Data Augmentation: Bringing New Life to Your Data

By Yaniv Leven | December 13, 2016 | Updated On: March 30, 2021 | Data Stack

If you recognize your data as an asset, then augmenting it simply means growing your business assets. With data augmentation, you can run manipulations on existing data, use multiple sources from inside your business, and enrich with data from the outside.

Using the cloud and modern data management solutions, once connected, multiple internal and external data sources allow users to generate insights that were traditionally locked. In this article we will discuss the challenges of data augmentation, and suggest a number of practices that will help you address some of these challenges.

The business value of data augmentation

Before diving into the challenges and practices, let’s look at a few cases that demonstrate the added value that data augmentation provides. The most typical example is using unstructured data such as email, smartphone calls, and appointment data to augment customer relationship management through data science and machine learning. Data augmentation can also generate value for operations by linking real-time status data of field personnel (field engineers in oil or telecommunication companies, for example) with historical data about events and site equipment (for example).

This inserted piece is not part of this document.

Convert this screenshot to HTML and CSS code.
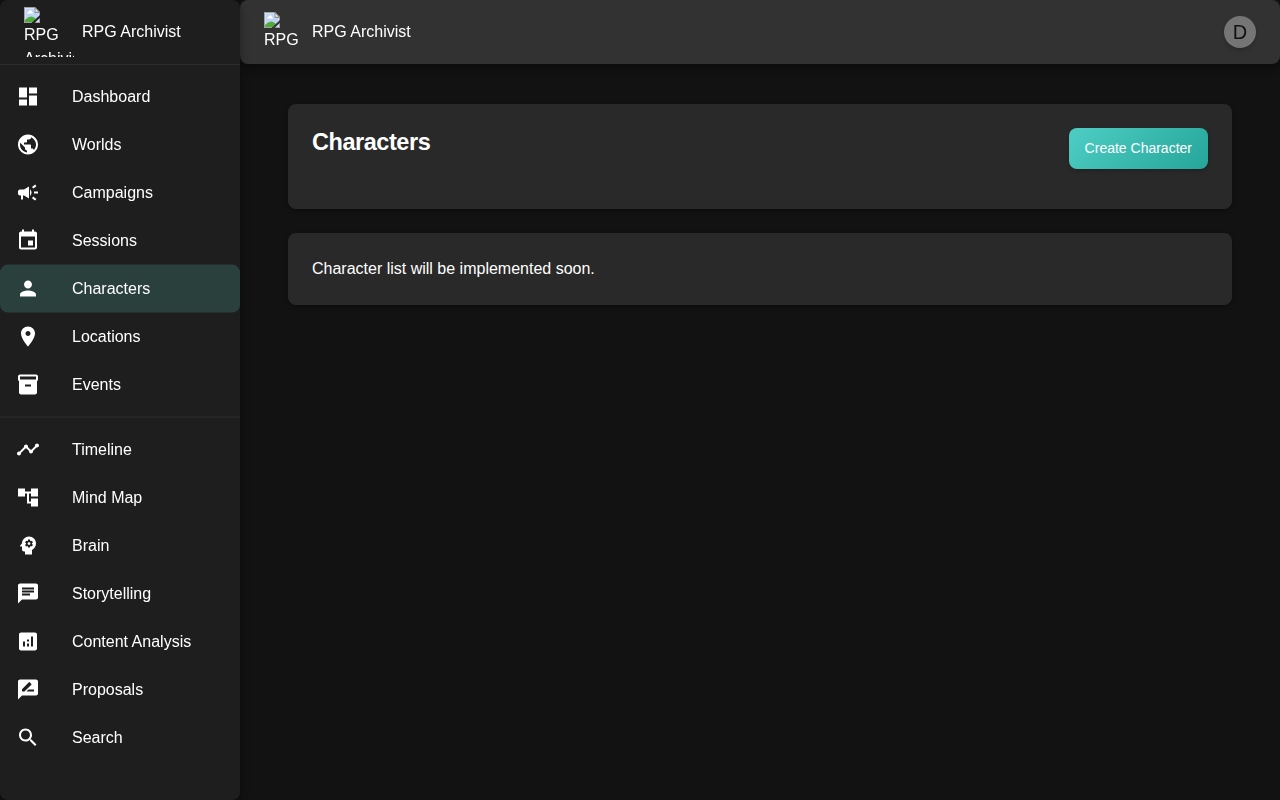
FILE: index.html
```html
<!DOCTYPE html>
<html lang="en">
<head>
<meta charset="utf-8">
<title>RPG Archivist</title>
<link rel="stylesheet" href="styles.css">
</head>
<body>
<svg width="0" height="0" class="defs" aria-hidden="true">
  <symbol id="missing" viewBox="0 0 16 16">
    <path d="M0 0H11L16 5V16H0Z" fill="#a0a0a0"/>
    <path d="M1 1H11L15 5V15H1Z" fill="#e8effb"/>
    <path d="M1.500 1.500H10.500V5.500H14.500V14.500H1.500Z" fill="#bdd3f7"/>
    <path d="M3 6.500Q2.800 5 4.500 4.800Q5 3 6.500 3.200Q8 3.300 8 4.900Q9.300 5 9.200 6.500Z" fill="#fff"/>
    <path d="M1 15V13Q4 9.600 7 9.500Q10 9.500 12 12L9 15Z" fill="#50ac38"/>
    <path d="M10.500 0H11L16 5V6H10.500Z" fill="#8f8f8f"/>
    <path d="M11.500 1.800L14.200 4.800H11.500Z" fill="#f2f2f2"/>
    <path d="M16 8V10.800L10.500 16H7.500Z" fill="var(--behind)"/>
  </symbol>
</svg>
<div class="app">
  <aside class="sidebar">
    <div class="brand">
      <div class="logo logo-large"><svg class="missing"><use href="#missing"/></svg>RPG Archivist</div>
      <span class="brand-name">RPG Archivist</span>
    </div>
    <div class="menus">
    <nav class="menu">
      <a class="item"><svg viewBox="0 0 24 24"><path d="M3 13h8V3H3v10zm0 8h8v-6H3v6zm10 0h8V11h-8v10zm0-18v6h8V3h-8z"/></svg>Dashboard</a>
      <a class="item"><svg viewBox="0 0 24 24"><path d="M12 2C6.480 2 2 6.480 2 12s4.480 10 10 10 10-4.480 10-10S17.520 2 12 2zm-1 17.930c-3.950-.490-7-3.850-7-7.930 0-.620.080-1.210.210-1.790L9 15v1c0 1.100.900 2 2 2v1.930zm6.900-2.540c-.260-.810-1-1.390-1.900-1.390h-1v-3c0-.550-.450-1-1-1H8v-2h2c.550 0 1-.450 1-1V7h2c1.100 0 2-.900 2-2v-.410c2.930 1.190 5 4.060 5 7.410 0 2.080-.800 3.970-2.100 5.390z"/></svg>Worlds</a>
      <a class="item"><svg viewBox="0 0 24 24"><path d="M18 11v2h4v-2h-4zm-2 6.610c.960.710 2.210 1.650 3.200 2.390.400-.530.800-1.070 1.200-1.600-.990-.740-2.240-1.680-3.200-2.400-.400.540-.800 1.080-1.200 1.610zM20.400 5.600c-.400-.530-.800-1.070-1.200-1.600-.990.740-2.240 1.680-3.200 2.400.400.530.800 1.070 1.200 1.600.960-.720 2.210-1.650 3.200-2.400zM4 9c-1.100 0-2 .900-2 2v2c0 1.100.900 2 2 2h1v4h2v-4h1l5 3V6L8 9H4zm11.500 3c0-1.330-.580-2.530-1.500-3.350v6.690c.920-.810 1.500-2.010 1.500-3.340z"/></svg>Campaigns</a>
      <a class="item"><svg viewBox="0 0 24 24"><path d="M17 12h-5v5h5v-5zM16 1v2H8V1H6v2H5c-1.110 0-1.990.900-1.990 2L3 19c0 1.100.890 2 2 2h14c1.100 0 2-.900 2-2V5c0-1.100-.900-2-2-2h-1V1h-2zm3 18H5V8h14v11z"/></svg>Sessions</a>
      <a class="item active"><svg viewBox="0 0 24 24"><path d="M12 12c2.210 0 4-1.790 4-4s-1.790-4-4-4-4 1.790-4 4 1.790 4 4 4zm0 2c-2.670 0-8 1.340-8 4v2h16v-2c0-2.660-5.330-4-8-4z"/></svg>Characters</a>
      <a class="item"><svg viewBox="0 0 24 24"><path d="M12 2C8.130 2 5 5.130 5 9c0 5.250 7 13 7 13s7-7.750 7-13c0-3.870-3.130-7-7-7zm0 9.500c-1.380 0-2.500-1.120-2.500-2.500s1.120-2.500 2.500-2.500 2.500 1.120 2.500 2.500-1.120 2.500-2.500 2.500z"/></svg>Locations</a>
      <a class="item"><svg viewBox="0 0 24 24"><path d="M20 2H4c-1 0-2 .900-2 2v3.010c0 .720.430 1.340 1 1.690V20c0 1.100 1.100 2 2 2h14c.900 0 2-.900 2-2V8.700c.570-.350 1-.970 1-1.690V4c0-1.100-1-2-2-2zm-5 12H9v-2h6v2zm5-7H4V4h16v3z"/></svg>Events</a>
    </nav>
    <nav class="menu">
      <a class="item"><svg viewBox="0 0 24 24"><path d="M23 8c0 1.100-.900 2-2 2-.180 0-.350-.020-.510-.070l-3.560 3.550c.050.160.070.340.070.520 0 1.100-.900 2-2 2s-2-.900-2-2c0-.180.020-.360.070-.520l-2.550-2.550c-.160.050-.340.070-.520.070s-.360-.020-.520-.070l-4.550 4.560c.050.160.070.330.070.510 0 1.100-.900 2-2 2s-2-.900-2-2 .900-2 2-2c.180 0 .350.020.510.070l4.560-4.550C8.020 9.360 8 9.180 8 9c0-1.100.900-2 2-2s2 .900 2 2c0 .180-.020.360-.070.520l2.550 2.550c.160-.050.340-.070.520-.070s.360.020.520.070l3.550-3.560C19.020 8.350 19 8.180 19 8c0-1.100.900-2 2-2s2 .900 2 2z"/></svg>Timeline</a>
      <a class="item"><svg viewBox="0 0 24 24"><path d="M22 11V3h-7v3H9V3H2v8h7V8h2v10h4v3h7v-8h-7v3h-2V8h2v3z"/></svg>Mind Map</a>
      <a class="item"><svg viewBox="0 0 24 24"><path d="M13 8.570c-.790 0-1.430.640-1.430 1.430s.640 1.430 1.430 1.430 1.430-.640 1.430-1.430-.640-1.430-1.430-1.430z"/><path d="M13 3C9.250 3 6.200 5.940 6.020 9.640L4.100 12.200c-.250.330-.010.800.400.800H6v3c0 1.100.900 2 2 2h1v3h7v-4.680c2.360-1.120 4-3.530 4-6.320 0-3.870-3.130-7-7-7zm3 7c0 .130-.010.260-.020.390l.830.660c.080.060.100.160.050.250l-.800 1.390c-.050.090-.160.120-.240.090l-.990-.400c-.210.160-.430.290-.670.390L14 13.830c-.010.100-.100.170-.200.170h-1.600c-.100 0-.180-.070-.200-.170l-.150-1.060c-.250-.100-.470-.230-.680-.390l-.990.400c-.090.030-.200 0-.250-.090l-.800-1.390c-.050-.080-.030-.190.050-.250l.840-.660c-.010-.130-.020-.260-.020-.390s.020-.270.040-.390l-.850-.660c-.080-.060-.100-.160-.050-.260l.800-1.380c.050-.090.150-.120.240-.090l1 .400c.200-.150.430-.290.670-.390L12 6.170c.020-.100.100-.170.200-.170h1.600c.100 0 .180.070.200.170l.150 1.060c.240.100.460.230.670.390l1-.400c.090-.030.200 0 .240.090l.800 1.380c.050.090.030.200-.050.260l-.850.660c.030.120.040.250.040.390z"/></svg>Brain</a>
      <a class="item"><svg viewBox="0 0 24 24"><path d="M20 2H4c-1.100 0-1.990.900-1.990 2L2 22l4-4h14c1.100 0 2-.900 2-2V4c0-1.100-.900-2-2-2zM6 9h12v2H6V9zm8 5H6v-2h8v2zm4-6H6V6h12v2z"/></svg>Storytelling</a>
      <a class="item"><svg viewBox="0 0 24 24"><path d="M19 3H5c-1.100 0-2 .900-2 2v14c0 1.100.900 2 2 2h14c1.100 0 2-.900 2-2V5c0-1.100-.900-2-2-2zM9 17H7v-5h2v5zm4 0h-2v-3h2v3zm0-5h-2v-2h2v2zm4 5h-2V7h2v10z"/></svg>Content Analysis</a>
      <a class="item"><svg viewBox="0 0 24 24"><path d="M20 2H4c-1.100 0-1.990.900-1.990 2L2 22l4-4h14c1.100 0 2-.900 2-2V4c0-1.100-.900-2-2-2zM6 14v-2.470l6.880-6.880c.200-.200.510-.200.710 0l1.770 1.770c.200.200.200.510 0 .710L8.470 14H6zm12 0h-7.500l2-2H18v2z"/></svg>Proposals</a>
      <a class="item"><svg viewBox="0 0 24 24"><path d="M15.500 14h-.790l-.280-.270C15.410 12.590 16 11.110 16 9.500 16 5.910 13.090 3 9.500 3S3 5.910 3 9.500 5.910 16 9.500 16c1.610 0 3.090-.590 4.230-1.570l.270.280v.790l5 4.990L20.490 19l-4.990-5zm-6 0C7.010 14 5 11.990 5 9.500S7.010 5 9.500 5 14 7.010 14 9.500 11.990 14 9.500 14z"/></svg>Search</a>
    </nav>
    </div>
  </aside>
  <div class="page">
    <header class="topbar">
      <div class="logo logo-small"><svg class="missing"><use href="#missing"/></svg>RPG Archivist</div>
      <span class="brand-name">RPG Archivist</span>
      <div class="avatar">D</div>
    </header>
    <main class="content">
      <section class="card heading">
        <h1>Characters</h1>
        <button class="create">Create Character</button>
      </section>
      <section class="card">
        <p>Character list will be implemented soon.</p>
      </section>
    </main>
  </div>
</div>
</body>
</html>
```

FILE: styles.css
```css
* { box-sizing: border-box; }

body {
  margin: 0;
  background: #121212;
  color: #fff;
  font: 16px/24px "Liberation Sans", Arial, sans-serif;
}

.defs { position: absolute; }

.app { display: flex; height: 800px; overflow: hidden; }

.sidebar {
  --behind: #1e1e1e;
  flex: 0 0 240px;
  background: #1e1e1e;
  border-radius: 8px;
  box-shadow: 0 4px 8px rgba(0, 0, 0, 0.4);
  position: relative;
  z-index: 1;
  will-change: transform;
}

.brand {
  display: flex;
  align-items: center;
  height: 65px;
  padding: 0 24px;
  border-bottom: 1px solid #2d2d2d;
}

.logo { overflow: hidden; flex: none; }
.logo-large { width: 50px; height: 50px; margin-right: 8px; }
.logo-small { width: 40px; height: 40px; margin-right: 8px; }
.missing { display: block; width: 16px; height: 16px; }
.brand-name { white-space: nowrap; }

.menus { transform: translateY(-0.4px); }
.menu { padding: 8px 0; }
.menu + .menu { border-top: 1px solid #2d2d2d; }

.item {
  display: flex;
  align-items: center;
  height: 48px;
  padding: 0 16px;
  border-radius: 8px;
}

.item svg { width: 24px; height: 24px; margin-right: 32px; fill: #fff; }
.item.active { background: #2a403d; }

.page { flex: 1; min-width: 0; }

.topbar {
  --behind: #323232;
  display: flex;
  align-items: center;
  height: 64px;
  padding: 0 24px;
  background: #323232;
  border-radius: 8px;
  box-shadow: 0 4px 8px rgba(0, 0, 0, 0.4);
  will-change: transform;
}

.avatar {
  display: flex;
  align-items: center;
  justify-content: center;
  width: 32px;
  height: 32px;
  margin-left: auto;
  border-radius: 50%;
  background: #757575;
  color: #121212;
  font-size: 20px;
  line-height: 20px;
  box-shadow: 0 2px 4px rgba(0, 0, 0, 0.2);
}

.content { display: grid; gap: 24px; padding: 40px 48px; }

.card {
  padding: 24px;
  background: #292929;
  border-radius: 8px;
  box-shadow: 0 2px 4px rgba(0, 0, 0, 0.3);
}

.heading {
  display: flex;
  justify-content: space-between;
  align-items: flex-start;
  height: 104.5px;
}

h1 { margin: 0; font-size: 23.5px; line-height: 28px; letter-spacing: -0.45px; }
p { margin: 0; line-height: 24px; }

.create {
  height: 40.5px;
  padding: 0 16px;
  border: 0;
  border-radius: 8px;
  background: linear-gradient(135deg, #4ecdc4, #26a69a);
  box-shadow: 0 2px 4px rgba(0, 0, 0, 0.2);
  color: #fff;
  font: 14px/24px "Liberation Sans", Arial, sans-serif;
}
```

In addition to internal business operations benefits, quality data can generate direct revenues. Organizations today not only use data to improve operational efficiency within their business, but also require their data engineers to ensure its quality in order to create new revenue streams.

To achieve this, data professionals need to build systems that can seamlessly access, link and correlate high volumes of new and existing data from various sources, and then find patterns and trends.

However, these tasks today are more challenging than ever, due to vast amounts of ever-changing data.

Data: Massive amounts, high velocity

The massive amounts of historical data in a data warehouse—and the constant streaming of new data—pose an ongoing challenge to organizations dependent on up-to-date, readily-available, business intelligence systems. This is challenging in particular due to evolving blurring lines between traditional batch jobs (i.e., ETL) and real-time data integration.

In line with the endless amounts of new data, there is an increase in the heterogeneity of data types. Raw pre-processed data comes in multiple forms, and includes a mixture of unstructured, semi-structured, structured, and archived data, of which only a subset is valuable. Only after the data has been transformed, indexed, and enriched does it become accessible and valuable for BI purposes. In addition to the amount and types of data, there is also the velocity of change. Incorporating data augmentation processes includes coping with ever-changing environments and business demands to analyze new sources of data.

These type of challenges result in an increase in complexity in your data lifecycle management. For this reason, augmentation should be addressed by your data management system, which should make the life of a data engineer easier.

Best practices for data augmentation

Augmentation is one of the last stages in the management process of your data. It enhances the quality of your data after it has been monitored, profiled and integrated. Data augmentation techniques include those based on heuristics, tagging to create groups, data aggregation using statistics, or the probability of events.

Below is a short list of best practices and recommendations to help you augment an existing data warehouse with new capabilities, with minimal disruption to ongoing operations.

Use a data explorer that supports JSON, CSV, or XML formats (for example), and can provide a basic view of the raw data, its format and values. Indexing and correlating the raw data using a tool such as IBM’s Watson Explorer can then help you identify relationships inside the data.
Keep data hierarchies, subject-oriented aggregates, and data dimensions in your DWH. In addition, federate data from your DWH with new data sources using data virtualization and management tools to extend existing data and schemas. Make sure also that you have the computing resources needed to maintain comprehensive clustering results, and the capability to run intensive analyses.
Use ELT (vs. ETL) technologies that allow you to load all your raw data, and only then transform and enrich it. ETL is useful for dealing with smaller subsets of data and moving them into the data warehouse. However, with the right ELT tool, all of your raw data can be instantly available while transformations take place asynchronously. You can run new transformations, and test and enhance queries directly on the raw data as required.
Use the cloud to store everything in your DWH, including your unstructured data, communications data such as customer feedback, Facebook and other social media data, phone logs, GPS data, photos, emails, and messaging.

No limits, no boundaries

In addition to limitless cloud resources to support storage and resources required to host and process the vast amount of data, in today’s world of data, there are no boundaries.

Modern data processing avoids specific algorithms or thresholds, where the expected result is a given. Instead one should ask what the results will be, given specific inputs.

This can be seen when dealing with machine learning or neural networks systems, as these complex modern systems are built to augment their own capabilities. By definition these intelligent systems don’t follow a set of strict rules, and with self-augmentation they evolve to be a capable part of every software system.

The data layer should be no different.